The International Biogeography Society held its 2013 meeting at Florida International University in Miami, Florida. The plenary speaker, Jim Brown, wrapped up the meeting with a talk on the latitudinal gradient of diversity, and our apparent inability to answer the question “Why are there more species in the tropics”. He made a great point during his talk, that I think is applicable to a number of ideas: There are multiple hypotheses about the latitudinal gradient of diversity, they are not generally exclusive, and the fact that the gradient is so ubiquitous across taxa and geographic regions indicates the fact that answering the question “Why?” shouldn’t require an overly complex solution (although it remains unsolved).
This is one of the things I like about big meetings: Really compelling findings are the ones that find elegant solutions to pernicious questions. Whether through experimental design or novel methods, big questions require simple answers. The process of getting to the simple answer is never elegant, we have to do some really difficult work, develop new methods, spend lots of time thinking, writing, revising and collaborating. The best presenters can pose the big question, put a map up with some colored points and make the audience believe that the answer seems obvious, regardless of how much work has gone into the research.

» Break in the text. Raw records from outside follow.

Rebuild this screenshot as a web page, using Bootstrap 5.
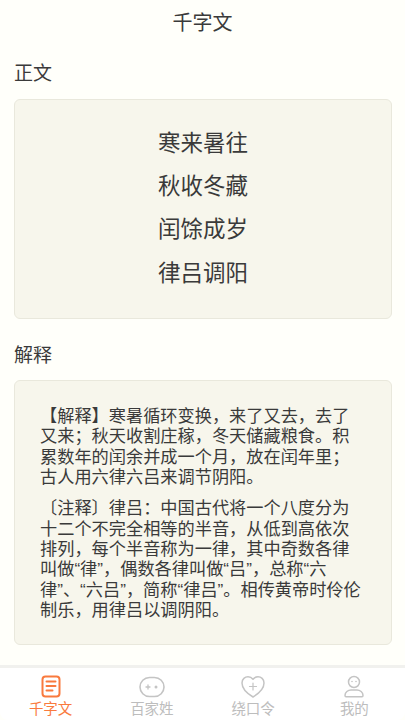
<!DOCTYPE html>
<html lang="zh">
<head>
<meta charset="utf-8">
<link href="https://cdn.jsdelivr.net/npm/bootstrap@5.3.0/dist/css/bootstrap.min.css" rel="stylesheet">
<style>
html,body{height:720px;overflow:hidden}
body{background:#fffffa;font-family:"Liberation Sans","Noto Sans CJK SC",sans-serif;color:#3a3a3a}
.app-frame{height:720px}
.top-title{height:46px;font-size:20px;line-height:46px}
.sec-head{font-size:19px;line-height:28px;padding-left:14px}
.head-one{margin-top:14px}
.head-two{margin-top:23px}
.paper{margin:11px 13px 0 14px;background:#f7f6ec;border:1px solid #e9e8dc;border-radius:6px}
.poem-box{height:220px;padding-top:22px}
.poem-line{font-size:22.5px;line-height:43.2px;text-align:center}
.note-box{height:265px;margin-top:10px;padding:25px 25px 0 25px;font-size:17.2px;line-height:20.4px}
.note-box p{margin:0 0 10.500px}
.tab-bar{height:55px;padding-top:0;background:#fff;border-top:3px solid #f1f1ee;border-radius:0 0 8px 8px}
.tab-cell{width:25%;padding-top:6px;color:#bdbdbd;font-size:14.500px;line-height:17px}
.tab-cell svg{display:block;width:26px;height:26px;margin-bottom:1px}
.tab-on{color:#f97a3e}
</style>
</head>
<body>
<div class="app-frame d-flex flex-column">
  <div class="top-title text-center">千字文</div>
  <div class="flex-grow-1">
    <div class="sec-head head-one">正文</div>
    <div class="paper poem-box">
      <div class="poem-line">寒来暑往</div>
      <div class="poem-line">秋收冬藏</div>
      <div class="poem-line">闰馀成岁</div>
      <div class="poem-line">律吕调阳</div>
    </div>
    <div class="sec-head head-two">解释</div>
    <div class="paper note-box">
      <p>【解释】寒暑循环变换，来了又去，去了又来；秋天收割庄稼，冬天储藏粮食。积累数年的闰余并成一个月，放在闰年里；古人用六律六吕来调节阴阳。</p>
      <p>〔注释〕律吕：中国古代将一个八度分为十二个不完全相等的半音，从低到高依次排列，每个半音称为一律，其中奇数各律叫做“律”，偶数各律叫做“吕”，总称“六律”、“六吕”，简称“律吕”。相传黄帝时伶伦制乐，用律吕以调阴阳。</p>
    </div>
  </div>
  <div class="tab-bar d-flex">
    <div class="tab-cell tab-on d-flex flex-column align-items-center">
      <svg viewBox="0 0 26 26" fill="none" stroke="#f97a3e" stroke-width="2" stroke-linecap="round"><rect x="4.500" y="2.500" width="17" height="20" rx="3"/><path d="M8.500 7.500h9M8.500 12h9M8.500 16.500h6"/></svg>
      千字文
    </div>
    <div class="tab-cell d-flex flex-column align-items-center">
      <svg viewBox="0 0 26 26" fill="none" stroke="#c4c4c4" stroke-width="1.600" stroke-linecap="round"><rect x="1" y="3.500" width="24" height="19" rx="9.500"/><path d="M7 13h4M9 11v4" stroke-width="1.300"/><circle cx="17" cy="13" r="1.500" fill="#c4c4c4" stroke="none"/></svg>
      百家姓
    </div>
    <div class="tab-cell d-flex flex-column align-items-center">
      <svg viewBox="0 0 26 26" fill="none" stroke="#c4c4c4" stroke-width="1.500" stroke-linecap="round" stroke-linejoin="round"><path d="M13 23C8 20 2 15.500 2 9 2 5 5 2.800 8 2.800c2 0 3.800 1 5 2.500 1.200-1.500 3-2.500 5-2.500 3 0 6 2.200 6 6.200C24 15.500 18 20 13 23Z"/><path d="M13 9v7M9.500 12.500h7" stroke-width="1.200"/></svg>
      绕口令
    </div>
    <div class="tab-cell d-flex flex-column align-items-center">
      <svg viewBox="0 0 26 26" fill="none" stroke="#c4c4c4" stroke-width="1.500" stroke-linecap="round"><circle cx="13" cy="8" r="5.500"/><path d="M5 22.800c-.8 0-1-.7-1-1.500 0-3 3-5.300 6-5.300h6c3 0 6 2.300 6 5.300 0 .8-.2 1.500-1 1.500Z"/><circle cx="11" cy="7.500" r=".8" fill="#c4c4c4" stroke="none"/><circle cx="15" cy="7.500" r=".8" fill="#c4c4c4" stroke="none"/></svg>
      我的
    </div>
  </div>
</div>
<script src="https://cdn.jsdelivr.net/npm/bootstrap@5.3.0/dist/js/bootstrap.bundle.min.js"></script>
</body>
</html>
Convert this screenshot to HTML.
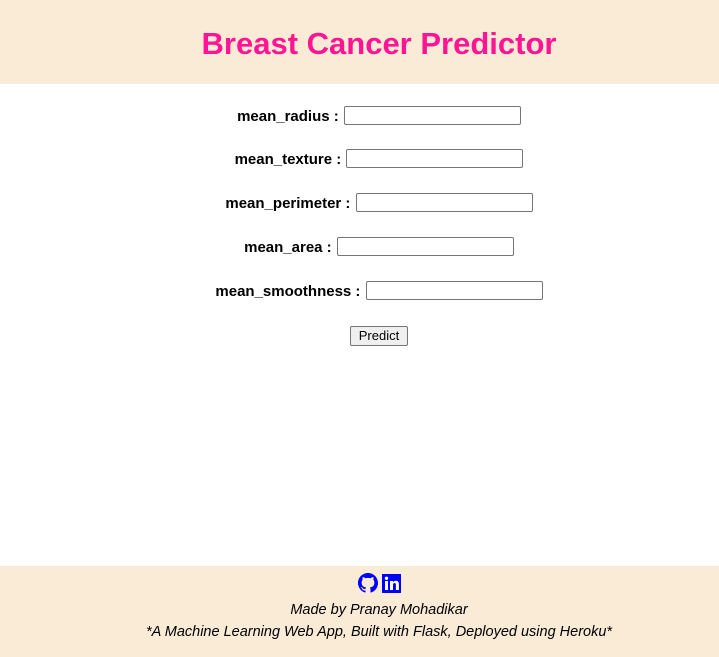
<!DOCTYPE html>
<html><head><style>
body{margin:0;width:719px;height:657px;overflow:hidden;background:#fff;font-family:"Liberation Sans",sans-serif;position:relative}
.wrap{width:758px;position:absolute;left:0;top:0}
.hdr{height:84px;background:#faebd7;text-align:center}
.hdr h1{margin:0;padding-top:25px;font-size:31px;color:#ff1493;font-weight:bold;line-height:38px}
.row{position:absolute;left:0;width:758px;text-align:center;font-weight:bold;font-size:15px;color:#000;height:22px;line-height:22px}
.row input{width:171px;height:15px;border:1px solid #767676;border-radius:2px;padding:1px 2px;vertical-align:middle;margin:0;margin-left:1px;position:relative;top:-2px}
.btn{position:absolute;left:350px;top:326px;width:58px;height:20px;border:1px solid #767676;border-radius:2px;background:#efefef;font-size:13px;text-align:center;line-height:18px;box-sizing:border-box}
.ftr{position:absolute;left:0;top:566px;width:719px;height:91px;background:#faebd7}
.ft{position:absolute;left:0;width:758px;text-align:center;font-style:italic;font-size:14.5px;color:#000}
</style></head><body>
<div class="wrap">
<div class="hdr"><h1>Breast Cancer Predictor</h1></div>
</div>
<div class="row" style="top:106px">mean_radius : <input></div>
<div class="row" style="top:149px">mean_texture : <input></div>
<div class="row" style="top:193px">mean_perimeter : <input></div>
<div class="row" style="top:237px">mean_area : <input></div>
<div class="row" style="top:281px">mean_smoothness : <input></div>
<div class="btn">Predict</div>
<div class="ftr"></div>
<svg style="position:absolute;left:358px;top:573px" width="20" height="20" viewBox="0 0 16 16"><path fill="#0000ff" d="M8 0C3.58 0 0 3.580 0 8c0 3.54 2.29 6.53 5.470 7.59.4.07.55-.17.55-.38v-1.33c-2.23.48-2.7-1.07-2.7-1.070-.36-.93-.89-1.17-.89-1.17-.73-.5.05-.49.05-.49.8.06 1.23.83 1.23.83.71 1.23 1.87.87 2.33.66.07-.52.28-.87.51-1.07-1.78-.2-3.65-.89-3.65-3.95 0-.87.31-1.59.82-2.15-.08-.2-.36-1.02.08-2.12 0 0 .67-.21 2.2.82a7.6 7.6 0 0 1 4 0c1.53-1.04 2.2-.82 2.2-.82.44 1.1.16 1.92.08 2.12.51.56.82 1.27.82 2.15 0 3.07-1.87 3.75-3.65 3.95.29.25.54.73.54 1.48v2.2c0 .21.15.46.55.38A8 8 0 0 0 16 8c0-4.42-3.58-8-8-8z"/></svg>
<svg style="position:absolute;left:382px;top:574px" width="19" height="19" viewBox="0 0 19 19"><rect width="19" height="19" fill="#0000ff"/><rect x="3" y="7" width="3" height="9" fill="#fff"/><circle cx="4.5" cy="4.3" r="1.7" fill="#fff"/><path fill="#fff" d="M8 7h3v1.4c.6-1 1.6-1.6 2.9-1.6 2 0 3 1.2 3 3.6V16h-3v-5.2c0-1.2-.4-1.8-1.3-1.8-1 0-1.6.7-1.6 1.9V16H8z"/></svg>
<div class="ft" style="top:602px">Made by Pranay Mohadikar</div>
<div class="ft" style="top:624px">*A Machine Learning Web App, Built with Flask, Deployed using Heroku*</div>
</body></html>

The other side of the coin is that we are attracted to these simple solutions, and we need to be careful about believing the simple answers to readily. This explains the persistence of many of Dynamic Ecology’s zombie ideas, and some unsavory political opinions.
The Williams Lab was really well represented at IBS, Jessica Blois was one of the plenary speakers in the Conservation Paleoecology session, Jacquelyn Gill had a great talk summarizing her work on no-analogue communities in the late-glacial, Alejandro Ordonez had a poster showing some of his work on leads and lags in species migrations following the last deglaciation, and I had my talk in the Biogeography of the Anthropocene session. I was pretty happy with how my talk went (it’s up on figshare if you missed it), and was glad to have seen people in the crowd whose work has influenced the way I think about certain topics in ecology and biogeograpy.
This IBS conference was organized in a way I haven’t seen before. Everyone attended two days of plenary talks (with poster sessions in the morning and afternoon) before the concurrent sessions on the third day. It was a great way of stimulating discussion, and provided good opportunities for small talk (on big ideas). Some of the highlights for me:
- The Biogeography of Stress workshop organized by Leslie Rissler, Michael Hickerson, and Michael Angilletta
- A really interesting talk by Michael Dawson about Advances in Marine Biogeography
- A cool charcoal/paleofire talk by Carolina Tovar, looking at signals of human use of fire in central Africa over the last 2500 years.
- Lenore Fahrig had a great talk about whether we need to rethink conservation planning based on patch size and isolation effects
- Jessica Blois showed her GDM modelling, that seems to indicate that the space-for-time substitution may be less robust than we assume. This is based on her recent Ecography paper.
- Naia Morueta-Holme had the talk right before mine, resurveying Humboldt’s famous survey of Chimborazo, with interesting results.
- Jacquelyn Gill presented her great work on non-analogue vegetation in the late-Pleistocene.
Being a bit isolated at the FIU campus was nice, people stuck around, there was none of the Friday (Saturday in our case) brain drain that is notorious at other conferences since we all had to wait for the shuttle to take us back to the hotel, and we were all waiting for the keynote talk by Jim Brown. I also had some great bus companions on the trips to and from the hotel: Jim Clark, David Currie, Ben Blonder and Sunil Kumar.
IBS13 was also my first real experience with live tweeting a talk and I have to admit that I still feel conflicted about it. I agree with Jacquelyn Gill that it’s a good way of summarizing the talk for yourself and it was also a good way of making new connections. Through tweeting I got a lot of new followers and got information from IBS out to people who weren’t able to make it to the conference, as well as people outside the IBS. At the same time, being online during a talk is risky, with a constant temptation to check email for a second, which then turns into a minute, and then you’re lost in the talk.
All in all IBS 2013 was a great conference. Dan Gavin in particular is to be commended for his efforts in putting together great sets of talks (the program is here). Now it’s time to head to the beach. Hope to see many more people at IBS15 in Bayreuth, Bavaria!